A NASA Goddard scientist, for instance, told Messeri about a colleague who had theorized a new kind of world: the “volatile-rich planet,” Earth-mass but smothered in liquid. A competitor had come up with the same idea around the same time. But he called them “ocean-planets” in his paper. That second guy---people paid attention to him. People can picture an ocean. They can’t call up a volatile. “You have to make the argument not just that this is a planet but that this is a place worth studying,” says Messeri.

In some ways, then, exoplanet science is world-building of the persuasive variety.

Earth’s Origins

And I’ve been doing it myself this whole piece. Even the word “worlds” is meant to make you think of these spheroids of solid, liquid, and gas in a certain way. I could relentlessly call them “exoplanets,” but that puts a telescope lens between you and them. I could stick to “planets,” which would connect them to the shapes in our solar system.

But “world”: That’s a thing you are (or some other species is) meant to exist on, a thing of the same sort that we exist on. Or, as Messeri wrote more eloquently, it “connotes an inextricable linking between Earth and humanity.”

Of course, we didn’t always think of our own planet as being like all the other ones. It was only after Voyager sent back the image of Earth as a Pale Blue Dot, after astronauts started going up regularly, and especially after they got social media accounts that humans conceived of Earth as a globe in space (and still, actually feeling that this is actually a planet shaped like a planet requires concentration).

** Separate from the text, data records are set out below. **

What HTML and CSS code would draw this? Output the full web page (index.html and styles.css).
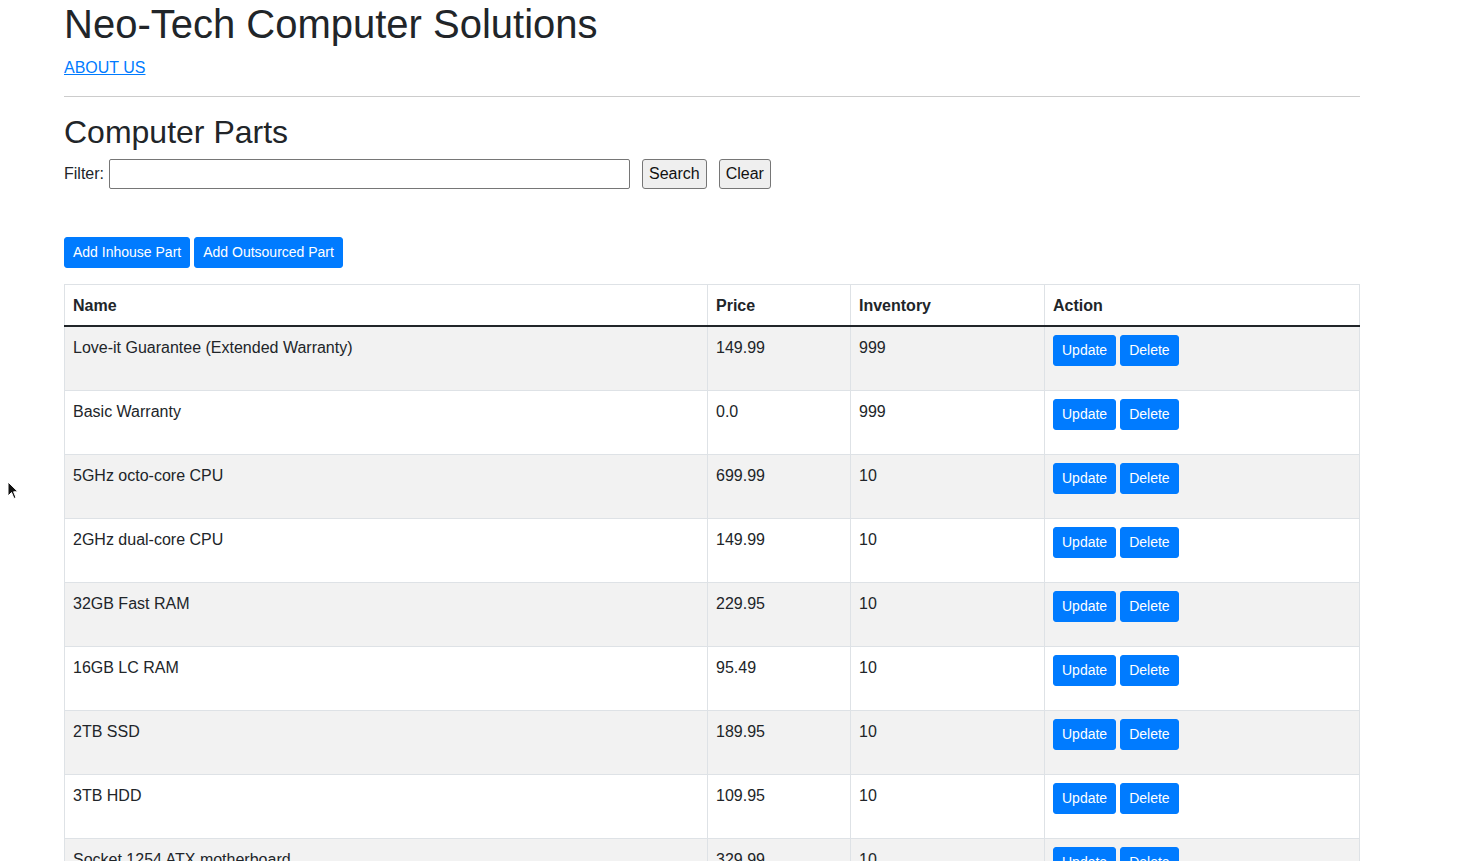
FILE: index.html
```html
<!DOCTYPE html>
<html lang="en">
<head>
<meta charset="utf-8">
<title>Neo-Tech Computer Solutions</title>
<link rel="stylesheet" href="styles.css">
</head>
<body>
<div class="page">
  <h1 class="title">Neo-Tech Computer Solutions</h1>
  <p class="nav"><a href="#">ABOUT US</a></p>
  <hr class="rule">
  <h2 class="section-title">Computer Parts</h2>
  <form class="filter">
    <label class="filter-label" for="kw">Filter:</label>
    <input class="filter-input" id="kw" type="text">
    <button class="plain-btn" type="button">Search</button>
    <button class="plain-btn" type="button">Clear</button>
  </form>
  <div class="add-bar">
    <a class="btn" href="#">Add Inhouse Part</a>
    <a class="btn" href="#">Add Outsourced Part</a>
  </div>
  <table class="parts">
    <thead>
      <tr><th class="c-name">Name</th><th class="c-price">Price</th><th class="c-inv">Inventory</th><th class="c-act">Action</th></tr>
    </thead>
    <tbody>
      <tr><td>Love-it Guarantee (Extended Warranty)</td><td>149.99</td><td>999</td><td class="act"><div class="actions"><a class="btn" href="#">Update</a><a class="btn" href="#">Delete</a></div></td></tr>
      <tr><td>Basic Warranty</td><td>0.0</td><td>999</td><td class="act"><div class="actions"><a class="btn" href="#">Update</a><a class="btn" href="#">Delete</a></div></td></tr>
      <tr><td>5GHz octo-core CPU</td><td>699.99</td><td>10</td><td class="act"><div class="actions"><a class="btn" href="#">Update</a><a class="btn" href="#">Delete</a></div></td></tr>
      <tr><td>2GHz dual-core CPU</td><td>149.99</td><td>10</td><td class="act"><div class="actions"><a class="btn" href="#">Update</a><a class="btn" href="#">Delete</a></div></td></tr>
      <tr><td>32GB Fast RAM</td><td>229.95</td><td>10</td><td class="act"><div class="actions"><a class="btn" href="#">Update</a><a class="btn" href="#">Delete</a></div></td></tr>
      <tr><td>16GB LC RAM</td><td>95.49</td><td>10</td><td class="act"><div class="actions"><a class="btn" href="#">Update</a><a class="btn" href="#">Delete</a></div></td></tr>
      <tr><td>2TB SSD</td><td>189.95</td><td>10</td><td class="act"><div class="actions"><a class="btn" href="#">Update</a><a class="btn" href="#">Delete</a></div></td></tr>
      <tr><td>3TB HDD</td><td>109.95</td><td>10</td><td class="act"><div class="actions"><a class="btn" href="#">Update</a><a class="btn" href="#">Delete</a></div></td></tr>
      <tr><td>Socket 1254 ATX motherboard</td><td>329.99</td><td>10</td><td class="act"><div class="actions"><a class="btn" href="#">Update</a><a class="btn" href="#">Delete</a></div></td></tr>
    </tbody>
  </table>
</div>
<svg class="cursor" width="12" height="20" viewBox="0 0 12 20"><path d="M1 1 L1 15 L4.5 11.5 L7 17.5 L9 16.6 L6.6 10.8 L11 10.8 Z" fill="#111" stroke="#fff" stroke-width="1"/></svg>
</body>
</html>
```
FILE: styles.css
```css
* { box-sizing: border-box; }
html, body { margin: 0; padding: 0; background: #fff; }
body {
  font-family: "Liberation Sans", Arial, sans-serif;
  font-size: 16px;
  line-height: 1.5;
  color: #212529;
}
.page { margin-left: 64px; width: 1296px; }
.title {
  margin: 0 0 8px;
  font-size: 40px;
  font-weight: 400;
  line-height: 48px;
}
.nav { margin: 0 0 16px; }
.nav a { color: #007bff; text-decoration: underline; }
.rule { margin: 0 0 16px; border: 0; border-top: 1px solid rgba(0,0,0,.2); height: 0; }
.section-title {
  margin: 0 0 8px;
  font-size: 32px;
  font-weight: 400;
  line-height: 38px;
}
.filter { display: flex; align-items: center; height: 30px; margin: 0 0 48px; }
.filter-label { margin-right: 5px; }
.filter-input {
  width: 521px; height: 30px;
  border: 1px solid #767676; border-radius: 2px;
  padding: 2px 3px; font: inherit; margin-right: 12px;
}
.plain-btn {
  height: 30px; padding: 1px 6px;
  background: #efefef; color: #111;
  border: 1px solid #767676; border-radius: 3px;
  font: inherit; margin-right: 12px;
}
.add-bar { display: flex; gap: 4px; margin-bottom: 16px; }
.btn {
  display: inline-block;
  height: 31px; padding: 4px 8px;
  font-size: 14px; line-height: 21px;
  color: #fff; background: #007bff;
  border: 1px solid #007bff; border-radius: 3px;
  text-decoration: none;
}
.parts {
  width: 1295px;
  border-collapse: collapse;
  border: 1px solid #dee2e6;
  table-layout: fixed;
}
.parts th, .parts td {
  border: 1px solid #dee2e6;
  padding: 9px 8px 7px;
  text-align: left;
  vertical-align: top;
  line-height: 24px;
}
.parts td.act { padding: 8px; }
.parts th { font-weight: 700; border-bottom: 2px solid #212529; }
.c-name { width: 643px; }
.c-price { width: 143px; }
.c-inv { width: 194px; }
.c-act { width: 315px; }
.parts tbody tr:nth-child(odd) td { background: #f2f2f2; }
.actions { display: flex; gap: 4px; height: 47px; }
.cursor { position: absolute; left: 7px; top: 481px; }
```
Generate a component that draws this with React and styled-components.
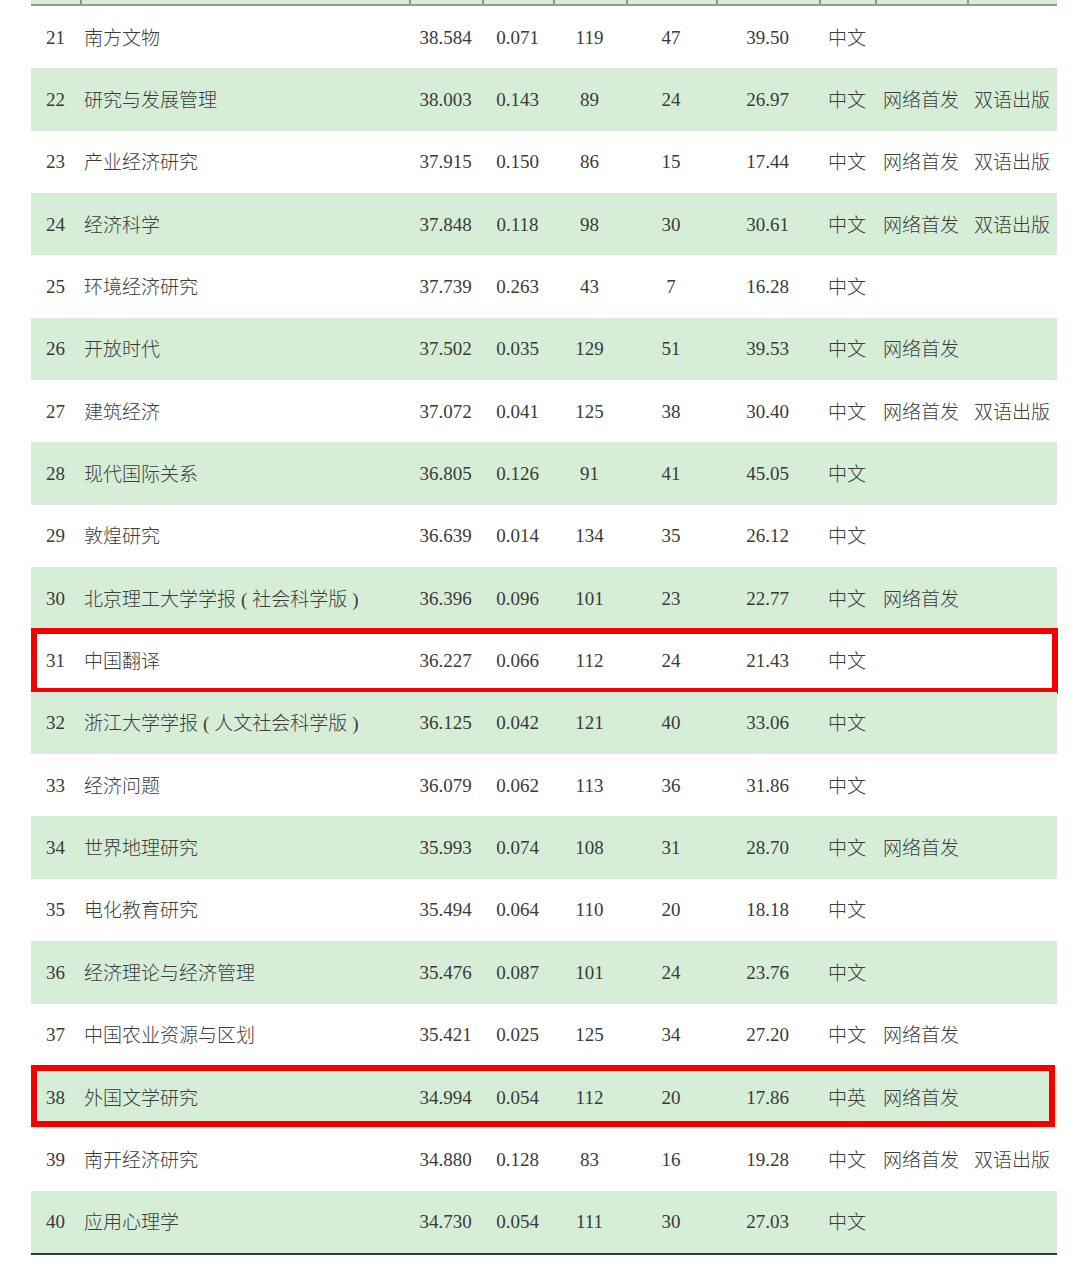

Earth has always been a place to us. It’s always been our world. But it’s only recently become our planet.

Today, says Messeri, a new shift is taking place. The image of the Pale Blue Dot at first made humans feel speckish, alone, insignificant. But exoplanet astronomers spend their lives searching for other Pale Blue Dots. And their work has shown us that the universe is teeming with dots, be they quite as blue as ours or not.

And as astronomers gather the data that turns those dots into imaginable planets, the universe begins to feel more friendly and knowable, full of places we can picture.